While we can’t change what happened in the Co-op, we are responsible for how we respond; and I know that many like me are moved by how much grief and compassion has been expressed.
In my mind, this vulnerability defines the strength of this community. We aren’t perfect, but neither are we numb or blind. We feel. We hurt. We question. We respond.
Sabine Rhyne, the Shareholder and Community Relations Manager at the Co-op, had this to share about our community’s response:
“I wish you had been by my side on Thursday morning when we opened. First, there were a small group of people milling around outside, regulars, who wanted to be there as soon as the doors opened. Then, two long-time co-op shareholders walked in, carrying a large box full of vases of flowers from their garden to set on each checkout counter. Then, a delivery of bagels and cream cheese from our friends at the vitamin company across town arrived for the staff.
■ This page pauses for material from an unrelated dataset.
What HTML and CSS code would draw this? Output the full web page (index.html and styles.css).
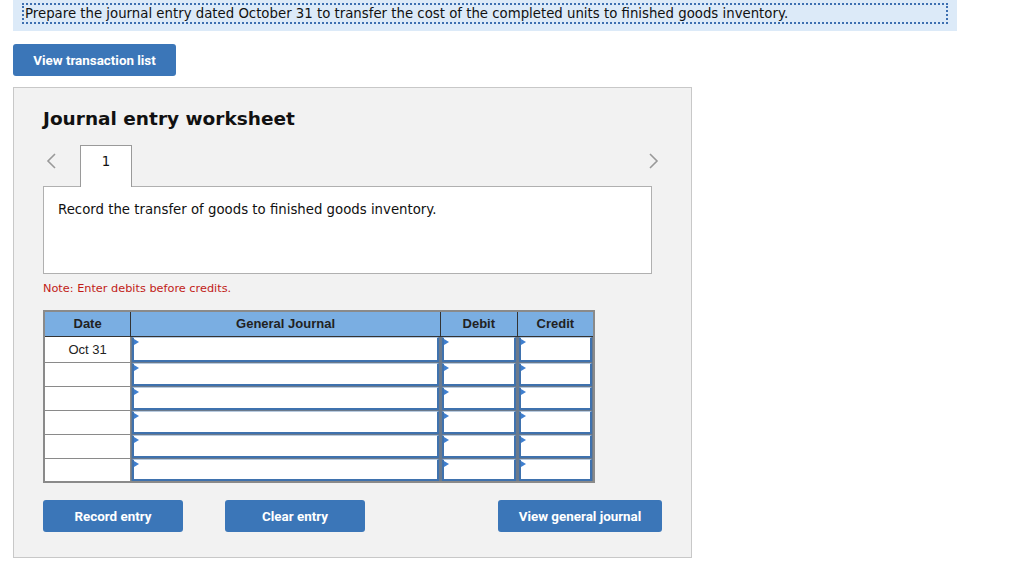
FILE: index.html
```html
<!DOCTYPE html>
<html>
<head>
<meta charset="utf-8">
<link rel="stylesheet" href="styles.css">
</head>
<body>
<div class="prompt"><span class="prompt-text">Prepare the journal entry dated October 31 to transfer the cost of the completed units to finished goods inventory.</span></div>
<div class="top-btn-row"><button class="btn btn-wide">View transaction list</button></div>
<div class="panel">
  <h2 class="title">Journal entry worksheet</h2>
  <div class="tabs">
    <span class="arrow arrow-left"><svg width="12" height="18" viewBox="0 0 12 18"><path d="M10 2 L3 9 L10 16" fill="none" stroke="#999" stroke-width="1.6"/></svg></span>
    <div class="tab">1</div>
    <span class="arrow arrow-right"><svg width="12" height="18" viewBox="0 0 12 18"><path d="M2 2 L9 9 L2 16" fill="none" stroke="#999" stroke-width="1.6"/></svg></span>
  </div>
  <div class="desc">Record the transfer of goods to finished goods inventory.</div>
  <div class="note">Note: Enter debits before credits.</div>
  <table class="journal">
    <thead>
      <tr><th class="c-date">Date</th><th class="c-acct">General Journal</th><th class="c-num">Debit</th><th class="c-num">Credit</th></tr>
    </thead>
    <tbody>
      <tr><td class="d">Oct 31</td><td class="in"><div class="box"></div></td><td class="in"><div class="box"></div></td><td class="in"><div class="box"></div></td></tr>
      <tr><td class="d"></td><td class="in"><div class="box"></div></td><td class="in"><div class="box"></div></td><td class="in"><div class="box"></div></td></tr>
      <tr><td class="d"></td><td class="in"><div class="box"></div></td><td class="in"><div class="box"></div></td><td class="in"><div class="box"></div></td></tr>
      <tr><td class="d"></td><td class="in"><div class="box"></div></td><td class="in"><div class="box"></div></td><td class="in"><div class="box"></div></td></tr>
      <tr><td class="d"></td><td class="in"><div class="box"></div></td><td class="in"><div class="box"></div></td><td class="in"><div class="box"></div></td></tr>
      <tr><td class="d"></td><td class="in"><div class="box"></div></td><td class="in"><div class="box"></div></td><td class="in"><div class="box"></div></td></tr>
    </tbody>
  </table>
  <div class="actions">
    <button class="btn btn-act">Record entry</button>
    <button class="btn btn-act btn-clear">Clear entry</button>
    <button class="btn btn-act btn-view">View general journal</button>
  </div>
</div>
</body>
</html>
```
FILE: styles.css
```css
* { box-sizing: border-box; }
body {
  margin: 0;
  background: #fff;
  font-family: "DejaVu Sans", Verdana, sans-serif;
  color: #111;
}
.prompt {
  margin-left: 13px;
  width: 944px;
  height: 31px;
  background: #dceaf8;
  padding: 3px 9px 0 9px;
}
.prompt-text {
  display: block;
  border: 2px dotted #3d6fb0;
  padding: 1px 0 0 1px;
  font-size: 13.3px;
  line-height: 16px;
  height: 21px;
  color: #111;
}
.top-btn-row {
  padding: 13px 0 0 13px;
  height: 56px;
}
.btn {
  border: none;
  background: #3b76b8;
  color: #fff;
  font-family: Roboto, "Liberation Sans", sans-serif;
  font-weight: bold;
  font-size: 13.4px;
  border-radius: 3px;
  cursor: pointer;
}
.btn-wide { width: 163px; height: 32px; }
.panel {
  margin-left: 13px;
  width: 679px;
  height: 471px;
  background: #f2f2f2;
  border: 1px solid #c8c8c8;
  padding: 0 0 0 29px;
}
.title {
  margin: 19px 0 0 0;
  font-size: 18.5px;
  font-weight: bold;
  line-height: 24px;
  color: #111;
}
.tabs {
  display: flex;
  align-items: flex-start;
  margin-top: 14px;
  height: 41px;
  width: 620px;
  position: relative;
}
.arrow { display: block; height: 18px; margin-top: 7px; }
.arrow-left { margin-left: 2px; margin-right: 23px; }
.arrow-right { margin-left: auto; margin-right: 3px; }
.tab {
  width: 52px;
  height: 42px;
  background: #fff;
  border: 1px solid #9a9a9a;
  border-bottom: none;
  text-align: center;
  font-size: 13.3px;
  padding-top: 8px;
  position: relative;
  z-index: 1;
}
.desc {
  width: 609px;
  height: 88px;
  background: #fff;
  border: 1px solid #b0b0b0;
  margin-top: 0;
  padding: 14px 0 0 14px;
  font-size: 13.3px;
  line-height: 17px;
}
.note {
  color: #c11b17;
  font-size: 11.3px;
  margin-top: 8px;
  line-height: 14px;
}
.journal {
  margin-top: 14px;
  border-collapse: collapse;
  width: 552px;
  font-family: "Liberation Sans", Arial, sans-serif;
  font-size: 13px;
  border: 2px solid #8a8a8a;
}
.journal th {
  background: #7aaee2;
  height: 25px;
  font-weight: bold;
  color: #222;
  border: 1px solid #333;
  border-top: none;
  padding: 0;
}
.c-date { width: 87px; }
.c-acct { width: 311px; }
.c-num { width: 77px; }
.journal td { padding: 0; height: 24px; }
.journal td.d {
  background: #fff;
  border: 1px solid #8a8a8a;
  border-top: 1px solid #c8c8c8;
  text-align: center;
  color: #222;
}
.journal tbody tr:first-child td { height: 26px; }
.journal td.in {
  border: 1px solid #6b7a8c;
  background: #6b7a8c;
  padding: 0 1px 0 1px;
  vertical-align: top;
}
.box {
  height: 100%;
  min-height: 22px;
  background: #fff;
  border: 2px solid #3f72ae;
  border-top: 1px solid #b8cbe0;
  position: relative;
}
.journal tbody tr:first-child .box { min-height: 24px; }
.box::before {
  content: "";
  position: absolute;
  left: 0;
  top: 1px;
  border-left: 5px solid #3f7fcf;
  border-top: 3px solid transparent;
  border-bottom: 3px solid transparent;
}
.actions {
  display: flex;
  margin-top: 17px;
  width: 619px;
}
.btn-act { width: 140px; height: 32px; }
.btn-clear { margin-left: 42px; }
.btn-view { margin-left: auto; width: 164px; }
```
And bit by bit, the store filled with people and flowers and cards, many folks touching and hugging, almost all smiling and tearing up simultaneously.“
After the initial news frenzy, there hasn’t been much in the coverage about the Co-op tragedy; but beginning last night, at the two-week mark, I noticed new headlines–this time with a community focus:
“Co-op copes with shooting aftermath”
“Co-ops across the country send support to Brattleboro”
“Vt. co-op receives support after fatal shooting”
When the New York Times reporter asked me how we would rid ourselves of this tragedy, I replied that we couldn’t; that it had become part of who we are; part of our history.
When she asked how we would move on, I said that I didn’t know; but that I trusted that with the abundant heart and creativity and compassion of this community, we would find our way, one step at a time.
When she asked what I felt most strongly about–whether it was that someone I knew committed such a crime–or that it happened at the Co-op, I said that it was both of those things in the beginning; but now my attention has shifted to the community–how we respond, how we support the Co-op staff, and how we compost such a horrid act.